Sixes Elementary School in Canton welcomed kids back to class, in-person, after the summer break on Monday. In posts on the school’s Facebook page which have since been deleted, photos showed children crammed into classrooms, some wearing masks, many not. There was little to no social distancing taking place.
Barbara P. Jacoby, chief communications officer for the Cherokee County School District, previously told local media that the children would not be required to wear masks, though the face coverings were “encouraged.”
“Masks are not mandated for students – they are strongly encouraged and recommended. [This] has been repeatedly communicated to[parents] since the reopening plan was announced July 8.”
By Monday evening, according to WAGA-TV, one of the kids was experiencing symptoms of COVID-19 and was deemed to have contracted the novel coronavirus. The child was not believed to have shown symptoms while in class.
According to CNN, the classroom was closed for deep cleaning on Tuesday. The 20 students and the teacher who shared the classroom with the infected student will have to quarantine at home for the next two weeks and participate in classes via remote learning. Jacoby said that the teacher is currently symptom-free.
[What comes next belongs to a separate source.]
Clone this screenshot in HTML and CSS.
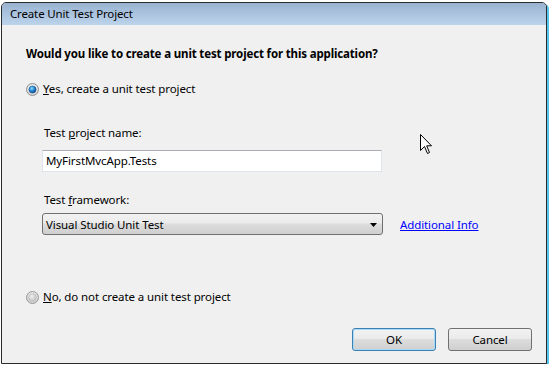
FILE: index.html
```html
<!DOCTYPE html>
<html>
<head>
<meta charset="utf-8">
<link rel="stylesheet" href="styles.css">
</head>
<body>
<div class="window">
  <div class="titlebar">Create Unit Test Project</div>
  <div class="content">
    <div class="question">Would you like to create a unit test project for this application?</div>
    <div class="radio-row yes">
      <svg class="radio" width="13" height="13" viewBox="0 0 13 13">
        <defs>
          <radialGradient id="ring" cx="50%" cy="35%" r="60%">
            <stop offset="0" stop-color="#ffffff"/>
            <stop offset="1" stop-color="#d4d4d4"/>
          </radialGradient>
          <radialGradient id="dot" cx="40%" cy="35%" r="65%">
            <stop offset="0" stop-color="#8fe0ff"/>
            <stop offset="0.5" stop-color="#2b8fd6"/>
            <stop offset="1" stop-color="#0b3f8a"/>
          </radialGradient>
        </defs>
        <circle cx="6.5" cy="6.5" r="6" fill="url(#ring)" stroke="#8e8f8f" stroke-width="1"/>
        <circle cx="6.5" cy="6.5" r="3.6" fill="url(#dot)" stroke="#1c5d9a" stroke-width="0.6"/>
      </svg>
      <span><u>Y</u>es, create a unit test project</span>
    </div>
    <div class="sub">
      <div class="label">Test <u>p</u>roject name:</div>
      <div class="textbox">MyFirstMvcApp.Tests</div>
      <div class="label fw">Test <u>f</u>ramework:</div>
      <div class="select-row">
        <div class="select">
          <span>Visual Studio Unit Test</span>
          <svg class="arrow" width="7" height="4" viewBox="0 0 7 4"><path d="M0 0H7L3.5 4Z" fill="#000"/></svg>
        </div>
        <a class="link" href="#">Additional Info</a>
      </div>
    </div>
    <div class="radio-row no">
      <svg class="radio" width="13" height="13" viewBox="0 0 13 13">
        <defs>
          <radialGradient id="ring2" cx="50%" cy="35%" r="60%">
            <stop offset="0" stop-color="#f4f4f4"/>
            <stop offset="1" stop-color="#cfcfcf"/>
          </radialGradient>
          <radialGradient id="dot2" cx="40%" cy="35%" r="65%">
            <stop offset="0" stop-color="#f0f0f0"/>
            <stop offset="1" stop-color="#c4c4c4"/>
          </radialGradient>
        </defs>
        <circle cx="6.5" cy="6.5" r="6" fill="url(#ring2)" stroke="#9a9a9a" stroke-width="1"/>
        <circle cx="6.5" cy="6.5" r="3.8" fill="url(#dot2)" stroke="#b5b5b5" stroke-width="0.6"/>
      </svg>
      <span><u>N</u>o, do not create a unit test project</span>
    </div>
    <div class="buttons">
      <div class="btn default">OK</div>
      <div class="btn">Cancel</div>
    </div>
  </div>
  <svg class="cursor" width="12" height="20" viewBox="0 0 12 20">
    <path d="M0.5 0.5V16.5L4.5 12.5L7.5 19.5L9.5 18.5L6.7 11.8H11.5Z" fill="#fff" stroke="#000" stroke-width="1" stroke-linejoin="miter"/>
  </svg>
</div>
</body>
</html>
```
FILE: styles.css
```css
html, body {
  margin: 0;
  padding: 0;
  background: #ffffff;
}
body {
  font-family: "Noto Sans", "Open Sans", sans-serif;
  font-size: 11.5px;
  letter-spacing: -0.1px;
  color: #000;
}
.window {
  position: relative;
  margin: 2px 0 0 1px;
  width: 544px;
  height: 360px;
  border: 1px solid #2b2b2b;
  border-radius: 5px 5px 0 0;
  background: #f0f0f0;
  box-shadow: 2px 2px 0 #55c6ee;
}
.titlebar {
  height: 22px;
  line-height: 22px;
  padding-left: 8px;
  background: linear-gradient(#98b2cf, #bdd3ec);
  border-radius: 4px 4px 0 0;
  color: #000;
  font-size: 11.5px;
  letter-spacing: -0.15px;
}
.content {
  padding: 21px 0 0 24px;
}
.question {
  font-weight: bold;
  font-size: 11.5px;
  letter-spacing: -0.15px;
  line-height: 16px;
  height: 16px;
}
.radio-row {
  display: flex;
  align-items: center;
  gap: 4px;
  height: 16px;
  line-height: 16px;
}
.radio-row.yes {
  margin-top: 19px;
}
.radio-row.no {
  margin-top: 54px;
}
.radio {
  flex: none;
}
.sub {
  padding-left: 16px;
}
.label {
  line-height: 16px;
  height: 16px;
  padding-left: 2px;
}
.sub > .label:first-child {
  margin-top: 28px;
}
.label.fw {
  margin-top: 20px;
}
.textbox {
  box-sizing: border-box;
  margin-top: 9px;
  width: 340px;
  height: 22px;
  line-height: 20px;
  padding-left: 3px;
  background: #fff;
  border: 1px solid #dfe3ea;
  border-top-color: #abadb3;
}
.select-row {
  display: flex;
  align-items: center;
  margin-top: 5px;
  gap: 17px;
}
.select {
  box-sizing: border-box;
  width: 341px;
  height: 22px;
  display: flex;
  align-items: center;
  justify-content: space-between;
  padding: 0 5px 0 3px;
  border: 1px solid #707070;
  border-radius: 3px;
  background: linear-gradient(#f2f2f2 0%, #ebebeb 45%, #dddddd 50%, #cfcfcf 100%);
}
.arrow {
  margin-top: 1px;
}
.link {
  color: #0000ff;
  text-decoration: underline;
}
.buttons {
  display: flex;
  justify-content: flex-end;
  gap: 12px;
  margin-top: 23px;
  padding-right: 14px;
}
.btn {
  box-sizing: border-box;
  width: 84px;
  height: 23px;
  line-height: 21px;
  text-align: center;
  border: 1px solid #707070;
  border-radius: 3px;
  background: linear-gradient(#f2f2f2 0%, #ebebeb 45%, #dddddd 50%, #cfcfcf 100%);
}
.btn.default {
  border-color: #3c7fb1;
  box-shadow: inset 0 0 0 1px #a6dcf5;
}
.cursor {
  position: absolute;
  left: 418px;
  top: 131px;
}
```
In a letter sent home to caregivers, Principal Ashley Kennerly encouraged the parents of the quarantined kids to monitor their temperatures daily and watch for signs of COVID-19, the respiratory illness caused by the virus.
“We continue to encourage all parents to temperature scan and monitor students closely for any sign of potential illness. Students should remain at home if they are exhibiting any symptoms of COVID-19 including fever, new or persistent cough, headache, loss of taste or smell, fatigue and/or stomach issues (diarrhea). We appreciate your continued support!” the letter read in part.
Nine staff members at other schools in the district have tested positive for the virus. Cases are popping up among adults at other Georgia schools as well, including five positives and one suspected positive in Marietta City and as many as 260 in Gwinnett County.
As summer gives way to fall and the 2020-2021 school seasons looms, the matter of putting children back into the classroom during a pandemic has spurred intense debate. President Donald Trump has strongly advocated for reopening schools for full-time, in-person instruction, and has even threatened to withhold federal funds from districts that don’t fully reopen.